Green Party conference opens

The Green Party’s annual conference opens today in Weston Super Mare.

The Greens are to call on the main political parties to back up their rhetoric of environmental reform with hard-headed policies to protect the earth.

The Greens are opening for an electoral break through in the next general election, and over the four-day conference, delegates will also focus on improving public services, the renationalisation of the railways and tackling crime.

Delegates will also choose whether or not keep the party’s two principal speakers, MEP Caroline Lucas and Keith Taylor.

Spencer Fitz-Gibbon, the party’s spokesman on climate change, is expected to tell delegates that Labour and the Conservatives claim a green agenda but have yet to change their policies.

An emergency motion will call for a tougher target for cutting British carbon dioxide emissions by 90 per cent by 2050 or sooner.

The conference take place after a leading group of scientists warned that climate change could “reverse human progress” and dramatically affect the lives of the world’s poorest.

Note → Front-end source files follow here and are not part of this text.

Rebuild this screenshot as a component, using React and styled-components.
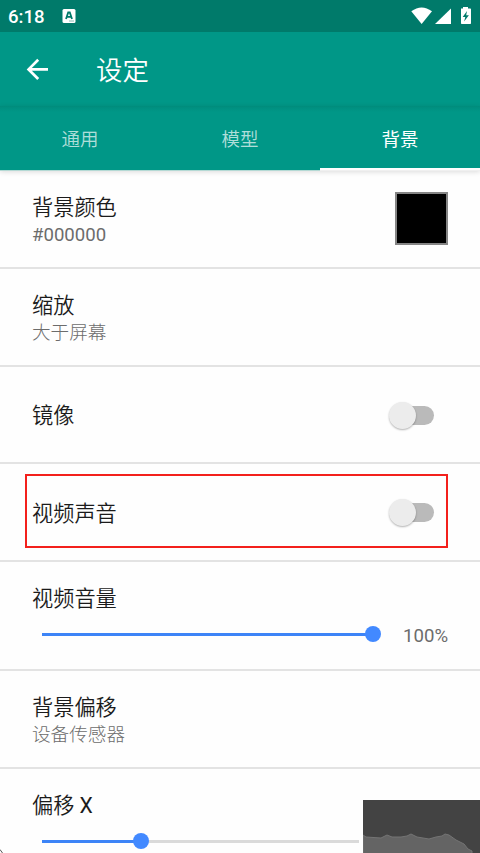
import styled, {createGlobalStyle} from 'styled-components';

const GlobalStyle = createGlobalStyle`
	* {
		box-sizing: border-box;
	}
	body {
		margin: 0;
		overflow: hidden;
		background: #fefefe;
	}
`;
const Screen = styled.div`
	position: relative;
	display: flex;
	flex-direction: column;
	width: 480px;
	height: 853px;
	overflow: hidden;
	background: #fefefe;
	color: #1b1b1b;
	font-family: Roboto, "Noto Sans CJK SC", sans-serif;
`;
const StatusBar = styled.div`
	display: flex;
	flex-shrink: 0;
	align-items: center;
	height: 32px;
	padding: 0 8px;
	background: #007a6a;
	color: #fff;
`;
const Clock = styled.span`
	width: 54px;
	font-size: 18.6px;
	font-weight: 500;
	line-height: 32px;
	padding-top: 2px;
`;
const StatusIcons = styled.div`
	display: flex;
	margin-left: auto;
	height: 32px;
`;
const AppBar = styled.header`
	display: flex;
	flex-shrink: 0;
	align-items: center;
	height: 74px;
	padding-left: 24px;
	background: #009787;
	color: #fff;
`;
const Heading = styled.h1`
	margin: 4px 0 0 44px;
	font-size: 26.4px;
	font-weight: 350;
	line-height: 36px;
`;
const Tabs = styled.nav`
	display: flex;
	flex-shrink: 0;
	height: 65px;
	background: linear-gradient(#008b7b 0, #009081 2px, #009787 6px);
	border-bottom: 1px solid #b4d9d4;
	box-shadow: 0 1px 5px rgba(0, 0, 0, 0.14);
`;
const Tab = styled.div`
	flex: 1;
	padding-top: 4px;
	border-bottom: 2px solid ${({$active}) => ($active ? '#fff' : 'transparent')};
	color: ${({$active}) => ($active ? '#fff' : 'rgba(255, 255, 255, 0.7)')};
	/* the indicator runs over the bar's bottom line */
	box-shadow: ${({$active}) => ($active ? '0 1px 0 #f0f0f0' : 'none')};
	font-size: 18.5px;
	font-weight: ${({$active}) => ($active ? 400 : 350)};
	line-height: 60px;
	text-align: center;
`;
const Row = styled.section`
	position: relative;
	display: flex;
	flex-shrink: 0;
	align-items: center;
	justify-content: space-between;
	height: ${({$height}) => $height}px;
	padding: 0 32px;
	border-bottom: 2px solid #e3e3e3;
`;
const SliderRow = styled(Row)`
	flex-direction: column;
	align-items: stretch;
	justify-content: flex-start;
	padding-top: 23px;
`;
const Labels = styled.div`
	padding-top: 3px;
`;
const Title = styled.div`
	font-size: 21.2px;
	font-weight: 350;
	line-height: 28px;
`;
const Latin = styled.span`
	font-weight: 400;
`;
const Summary = styled.div`
	color: #6c6c6c;
	font-size: 18.6px;
	font-weight: ${({$numeric}) => ($numeric ? 400 : 300)};
	line-height: 26px;
`;
const Swatch = styled.div`
	width: 53px;
	height: 53px;
	margin-bottom: 1px;
	border: 2px solid #858585;
	background: #000;
`;
const Switch = styled.div`
	display: flex;
	align-items: center;
	width: 41px;
	height: 19px;
	margin: 1px 14px 0 0;
	border-radius: 10px;
	background: #bababa;
`;
const Knob = styled.span`
	flex-shrink: 0;
	width: 27px;
	height: 27px;
	margin-left: -4px;
	border-radius: 50%;
	background: #ececec;
	box-shadow: 0 1px 2px rgba(0, 0, 0, 0.3);
`;
const Highlight = styled.div`
	position: absolute;
	top: 10px;
	left: 25px;
	width: 423px;
	height: 74px;
	border: 2px solid #f3201c;
`;
const SliderLine = styled.div`
	display: flex;
	align-items: center;
	height: 26px;
	margin-top: 8px;
`;
const Track = styled.div`
	display: flex;
	align-items: center;
	width: ${({$width}) => $width}px;
	height: 3px;
	margin-left: 10px;
	background: #dadada;
`;
const Fill = styled.span`
	height: 3px;
	background: #3d84f7;
`;
const Thumb = styled.span`
	flex-shrink: 0;
	width: 16px;
	height: 16px;
	margin: 0 -8px;
	border-radius: 50%;
	background: #4289ff;
`;
const Value = styled(Summary)`
	margin: 4px 0 0 auto;
`;
const Monitor = styled.svg`
	position: absolute;
	right: 0;
	bottom: 0;
	background: #434343;
`;
const Corner = styled.svg`
	position: absolute;
	left: 0;
	bottom: 0;
`;

function Slider({value, label, width}) {
	return (
		<SliderLine>
			<Track $width={width}>
				<Fill style={{width: `${value}%`}} />
				<Thumb />
			</Track>
			{label && <Value $numeric>{label}</Value>}
		</SliderLine>
	);
}

function Setting({title, summary, numeric, height, children}) {
	return (
		<Row $height={height}>
			<Labels>
				<Title>{title}</Title>
				{summary && <Summary $numeric={numeric}>{summary}</Summary>}
			</Labels>
			{children}
		</Row>
	);
}

export default function App() {
	return (
		<Screen>
			<GlobalStyle />
			<StatusBar>
				<Clock>6:18</Clock>
				<svg width="14" height="14" viewBox="0 0 14 14">
					<rect x="0.5" width="13" height="14" rx="1.5" fill="#fff" />
					<path d="M4 10 6.2 3.5h1.6L10 10M5 7.8h4" fill="none" stroke="#007a6a" strokeWidth="1.8" />
					<path d="M7 12h5" stroke="#8abdb5" strokeWidth="1" />
				</svg>
				<StatusIcons>
					<svg width="64" height="32" viewBox="408 0 64 32" fill="#fff">
						<path d="M411.3 11.2Q421.6 3.6 432 11.2L421.6 24Z" />
						<path d="M435 24 451 8.5V24Z" />
						<path d="M461 8.5h2V7h5v1.5h2.3q.7 0 .7.7v14q0 .8-.7.8h-8.6q-.7 0-.7-.8Z" />
						<path d="m467 11-4.3 6h2.6l-1.2 4.5 4.8-6.2h-2.7Z" fill="#007a6a" />
					</svg>
				</StatusIcons>
			</StatusBar>
			<AppBar>
				<svg width="28" height="28" viewBox="0 0 28 28" fill="none" stroke="#fff" strokeWidth="2.7">
					<path d="M24 14.4H4.5M14.2 4.8 4.6 14.4l9.6 9.6" />
				</svg>
				<Heading>设定</Heading>
			</AppBar>
			<Tabs>
				<Tab>通用</Tab>
				<Tab>模型</Tab>
				<Tab $active>背景</Tab>
			</Tabs>
			<Setting title="背景颜色" summary="#000000" numeric height={98}>
				<Swatch />
			</Setting>
			<Setting title="缩放" summary="大于屏幕" height={98} />
			<Setting title="镜像" height={97}>
				<Switch><Knob /></Switch>
			</Setting>
			<Setting title="视频声音" height={98}>
				<Switch><Knob /></Switch>
				<Highlight />
			</Setting>
			<SliderRow $height={109}>
				<Title>视频音量</Title>
				<Slider value={100} label="100%" width={331} />
			</SliderRow>
			<Setting title="背景偏移" summary="设备传感器" height={98} />
			<SliderRow $height={109}>
				<Title>偏移 <Latin>X</Latin></Title>
				<Slider value={31.3} width={317} />
			</SliderRow>
			<Monitor width="117" height="53" viewBox="0 0 117 53">
				<path
					d="M0 35 3 37 18 38 24 35 29 37 38 37 44 36 48 34 54 37 66 39 73 37 79 36 82 34 86 35 93 40 101 44 105 49 109 51V54H0Z"
					fill="#646464"
					stroke="#747474"
				/>
			</Monitor>
			<Corner width="3" height="4" viewBox="0 0 3 4">
				<path d="M0 .5 2.5 4" stroke="#555" fill="none" />
			</Corner>
		</Screen>
	);
}
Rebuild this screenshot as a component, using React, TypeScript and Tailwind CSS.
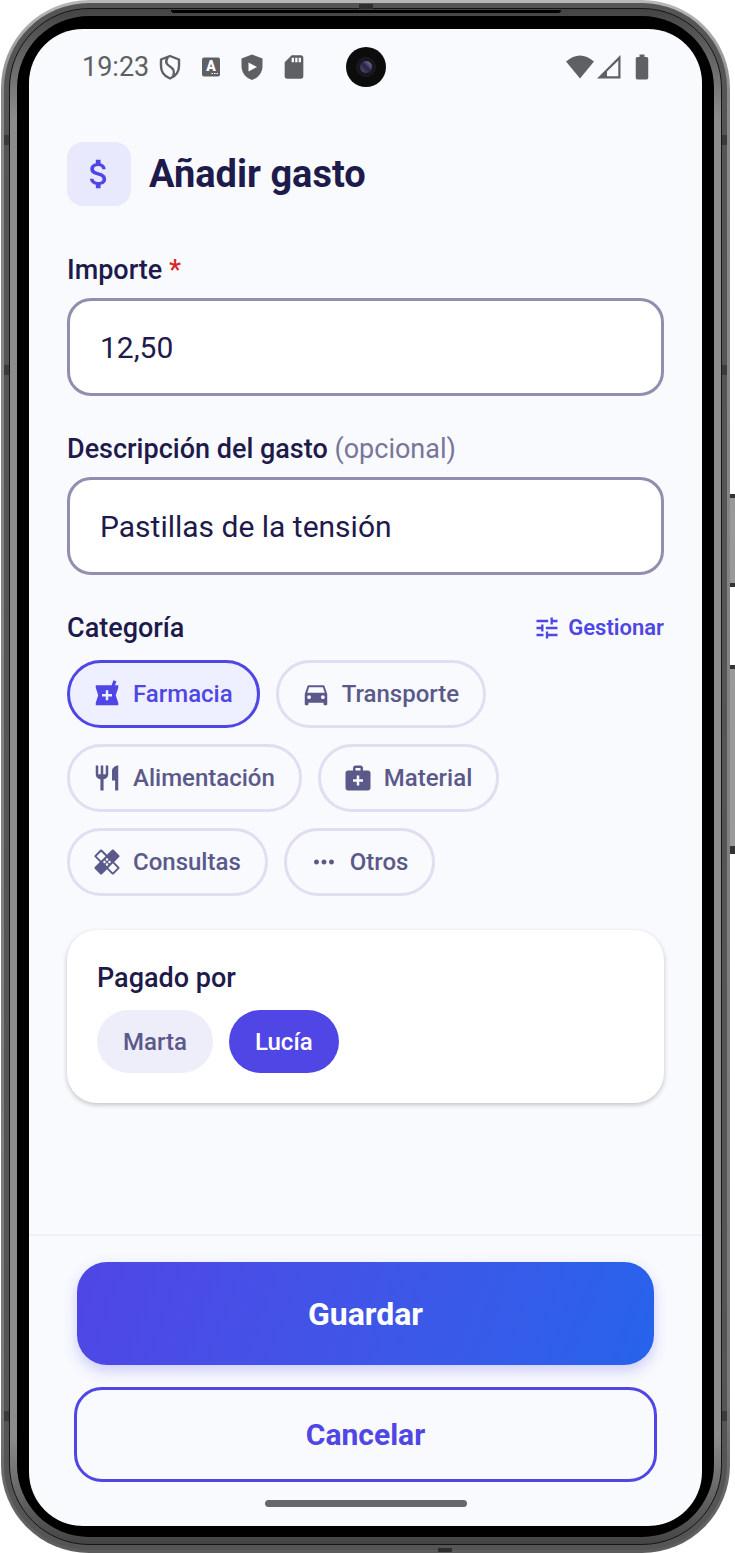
import React, { useState } from "react";
import {
  MdAttachMoney,
  MdBatteryFull,
  MdDirectionsCar,
  MdHealing,
  MdLocalPharmacy,
  MdMedicalServices,
  MdMoreHoriz,
  MdRestaurant,
  MdSdCard,
  MdTune,
} from "react-icons/md";
import clsx from "clsx";

const categories = [
  { name: "Farmacia", icon: MdLocalPharmacy },
  { name: "Transporte", icon: MdDirectionsCar },
  { name: "Alimentación", icon: MdRestaurant },
  { name: "Material", icon: MdMedicalServices },
  { name: "Consultas", icon: MdHealing },
  { name: "Otros", icon: MdMoreHoriz },
];

const payers = ["Marta", "Lucía"];

const StatusBar: React.FC = () => (
  <div className="relative flex h-[76px] shrink-0 items-center justify-between pl-[53px] pr-[45px] text-[#5f6063]">
    <div className="flex items-center">
      <span className="text-[27px] leading-8">19:23</span>
      <svg className="ml-[9px] h-7 w-6" viewBox="0 0 24 28" fill="none" stroke="currentColor" strokeWidth="2.4">
        <path d="M12 3 L21 6.5 V13 C21 19 17 23.5 12 25.5 C7 23.5 3 19 3 13 V6.5 Z" strokeLinejoin="round" />
        <path d="M10 4 C6.500 9 8.500 11.500 12 13.500 C16 16 17 18.500 15 23" />
      </svg>
      <svg className="ml-5 h-5 w-[18px]" viewBox="0 0 18 20">
        <rect x="0" y="0.500" width="18" height="19" rx="2" fill="currentColor" />
        <text x="9" y="13.500" textAnchor="middle" fontFamily="Roboto, sans-serif" fontSize="14" fontWeight="900" fill="#fff">A</text>
        <path d="M9.500 16.500h1.500M12 16.500h1.500M14.500 16.500h1.500" stroke="#fff" strokeWidth="1.200" />
      </svg>
      <svg className="ml-5 h-7 w-6" viewBox="0 0 24 28">
        <path d="M12 1.500 L22.500 5.500 V13 C22.500 20 18 25 12 27 C6 25 1.500 20 1.500 13 V5.500 Z" fill="currentColor" />
        <path d="M8.500 9.500 L17 14 L8.500 18.500 Z" fill="#fff" />
      </svg>
      <MdSdCard className="ml-4 h-7 w-7" />
    </div>

    {/* Front camera */}
    <div className="absolute left-1/2 top-[18px] flex size-10 -translate-x-1/2 items-center justify-center rounded-full bg-[#0c0c0d]">
      <div className="flex size-5 items-center justify-center rounded-full border border-[#1c1c22] bg-[#17171d]">
        <div className="size-3 rounded-full bg-linear-to-bl from-[#a78bc0] via-[#2c2147] to-[#4d6271]" />
      </div>
    </div>

    <div className="flex items-center">
      <svg className="h-6 w-7" viewBox="0 0 28 24">
        <path d="M0 6.500 Q14 -5.500 28 6.500 L14 23.500 Z" fill="currentColor" />
      </svg>
      <svg className="ml-[3px] h-6 w-6" viewBox="0 0 24 24">
        <path fillRule="evenodd" d="M0 23.500 L23.500 0 V23.500 Z M10 21.300 H21.300 V5.500 L10 16.500 Z" fill="currentColor" />
      </svg>
      <MdBatteryFull className="ml-[6px] h-[30px] w-[30px]" />
    </div>
  </div>
);

// Antenna bands and earpiece slit, laid over the metal rim
const RimMarks: React.FC = () => (
  <>
    {["top-[135px]", "top-[365px]", "bottom-[132px]"].map((pos) => (
      <React.Fragment key={pos}>
        <div className={clsx("absolute left-[3px] h-[10px] w-[5px] bg-[#3a3a3a]", pos)} />
        <div className={clsx("absolute right-[3px] h-[10px] w-[5px] bg-[#3a3a3a]", pos)} />
      </React.Fragment>
    ))}
    <div className="absolute left-1/2 top-1 h-[5px] w-[14px] -translate-x-1/2 bg-[#2e2e2e]" />
    <div className="absolute left-1/2 top-[10px] h-[3px] w-[390px] -translate-x-1/2 rounded-b bg-black" />
    <div className="absolute bottom-px left-[60%] h-1 w-[14px] bg-[#2e2e2e]" />
  </>
);

const App: React.FC = () => {
  const [amount, setAmount] = useState("12,50");
  const [description, setDescription] = useState("Pastillas de la tensión");
  const [category, setCategory] = useState("Farmacia");
  const [payer, setPayer] = useState("Lucía");

  return (
    <div className="flex min-h-screen bg-white pl-px font-[Roboto,sans-serif] text-[#1e1a4b]">
      {/* Phone body: metal rim, inner rim, black bezel */}
      <div className="relative flex flex-1 rounded-[88px] bg-[linear-gradient(#b8b8b8,#8a8a8a_6%,#7a7a7a_90%,#5c5c5c)] p-[3px]">
        <RimMarks />
        <div className="flex flex-1 rounded-[85px] bg-[#555555] p-[5px]">
          <div className="flex flex-1 rounded-[80px] border border-[#161616] bg-[linear-gradient(#444444,#8c8c8c_7%,#8c8c8c_93%,#444444)] p-[7px]">
            <div className="flex flex-1 rounded-[72px] bg-black px-3 pb-[11px] pt-[13px]">
              <div className="flex flex-1 flex-col rounded-[54px] bg-[#f8fafe]">
                <StatusBar />

                <main className="flex flex-1 flex-col px-[38px] pt-[37px]">
                  <header className="flex items-center gap-[18px]">
                    <div className="flex size-16 items-center justify-center rounded-2xl bg-[#e8e9fc]">
                      <MdAttachMoney className="size-[38px] text-[#4f46e5]" />
                    </div>
                    <h1 className="text-[38px] font-bold leading-[48px]">Añadir gasto</h1>
                  </header>

                  <label htmlFor="amount" className="mt-12 text-[27px] font-medium leading-8">
                    Importe <span className="text-[#dc2626]">*</span>
                  </label>
                  <input
                    id="amount"
                    inputMode="decimal"
                    value={amount}
                    onChange={(e) => setAmount(e.target.value)}
                    className="mt-3 h-[98px] w-full rounded-3xl border-3 border-[#918eae] bg-white px-[30px] text-[30px] outline-none"
                  />

                  <label htmlFor="description" className="mt-[37px] text-[27px] font-medium leading-8">
                    Descripción del gasto <span className="font-normal text-[#77759a]">(opcional)</span>
                  </label>
                  <input
                    id="description"
                    value={description}
                    onChange={(e) => setDescription(e.target.value)}
                    className="mt-3 h-[98px] w-full rounded-3xl border-3 border-[#918eae] bg-white px-[30px] text-[30px] outline-none"
                  />

                  <div className="mt-[37px] flex items-center justify-between">
                    <h2 className="text-[27px] font-medium leading-8">Categoría</h2>
                    <button type="button" className="flex items-center gap-[7px] text-[22px] font-semibold leading-8 text-[#4f46e5]">
                      <MdTune className="size-7" />
                      Gestionar
                    </button>
                  </div>
                  <div className="mt-4 flex flex-wrap gap-4">
                    {categories.map(({ name, icon: Icon }) => (
                      <button
                        key={name}
                        type="button"
                        aria-pressed={category === name}
                        onClick={() => setCategory(name)}
                        className={clsx(
                          "flex h-[68px] items-center gap-[11px] rounded-full border-3 pl-[22px] pr-6 text-[24px] font-medium",
                          category === name
                            ? "border-[#4f46e5] bg-[#eef0ff] text-[#4f46e5]"
                            : "border-[#e0def0] text-[#5b598a]"
                        )}
                      >
                        <Icon className="size-[30px]" />
                        {name}
                      </button>
                    ))}
                  </div>

                  <section className="mt-[34px] rounded-[30px] bg-white px-[30px] pb-[30px] pt-8 shadow-[0_2px_5px_rgba(0,0,0,0.22)]">
                    <h2 className="text-[27px] font-medium leading-8">Pagado por</h2>
                    <div className="mt-4 flex gap-4">
                      {payers.map((name) => (
                        <button
                          key={name}
                          type="button"
                          aria-pressed={payer === name}
                          onClick={() => setPayer(name)}
                          className={clsx(
                            "h-[63px] rounded-full px-[26px] text-[24px] font-medium",
                            payer === name ? "bg-[#4f46e5] text-white" : "bg-[#eeedfa] text-[#5b598a]"
                          )}
                        >
                          {name}
                        </button>
                      ))}
                    </div>
                  </section>
                </main>

                <footer className="flex flex-col items-center border-t-2 border-[#f0f1f6] px-[45px] pb-[19px] pt-[26px]">
                  <div className="w-full px-[3px]">
                    <button
                      type="button"
                      className="h-[103px] w-full rounded-[30px] bg-linear-110 from-[#4f46e5] to-[#2563eb] text-[32px] font-bold text-white shadow-[0_6px_14px_rgba(79,70,229,0.25)]"
                    >
                      Guardar
                    </button>
                  </div>
                  <button
                    type="button"
                    className="mt-[22px] h-[95px] w-full rounded-[28px] border-3 border-[#4f46e5] text-[30px] font-bold text-[#4f46e5]"
                  >
                    Cancelar
                  </button>
                  <div className="mt-[18px] h-[7px] w-[202px] rounded-full bg-[#66676a]" />
                </footer>
              </div>
            </div>
          </div>
        </div>
      </div>

      {/* Power and volume keys */}
      <div className="w-[5px] shrink-0 pt-[494px]">
        <div className="h-[93px] border-y-4 border-[#333333] bg-[#9a9a9a]" />
        <div className="mt-[78px] h-[189px] border-b-8 border-t-4 border-[#333333] bg-[#9a9a9a]" />
      </div>
    </div>
  );
};

export default App;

Scientists from the Working Group on Climate Change and Development, a coalition of leading environmental and development agencies, are pressing for significant cuts in greenhouse gas emissions, beyond the parameters of the Kyoto Protocol.

The group, which includes charities such as Greenpeace, Oxfam and Action Aid, called for cuts in emissions of greenhouse gases by industrialised countries of 60 to 80 per cent on 1990 levels by 2050.

They say the United Nations’ Millennium Development Goals, aimed at on halving global poverty by 2015, are “unattainable” if action is not taken immediately.

Failing to take drastic measures could see average global temperatures rise by two degrees Centigrade above pre-industrial levels, the group warned.

Ominously, the scientists said global warming was already upon us, with severe weather events such as hurricanes and typhoons delivering a foreboding message of more to come.

The report, Up In Smoke, was launched on Wednesday in London by Dr RK Pachauri, chairman of the Intergovernmental Panel on Climate Change.

Dr Pachauri said the world was faced with a “disaster process” which could lead to several disasters.

He said the poorest countries would be most affected by global problem and are the least prepared for it.

Tony Blair said last week he would use Britain’s presidency of the EU and G8 in 2005 to push for concerted environmental action on climate change.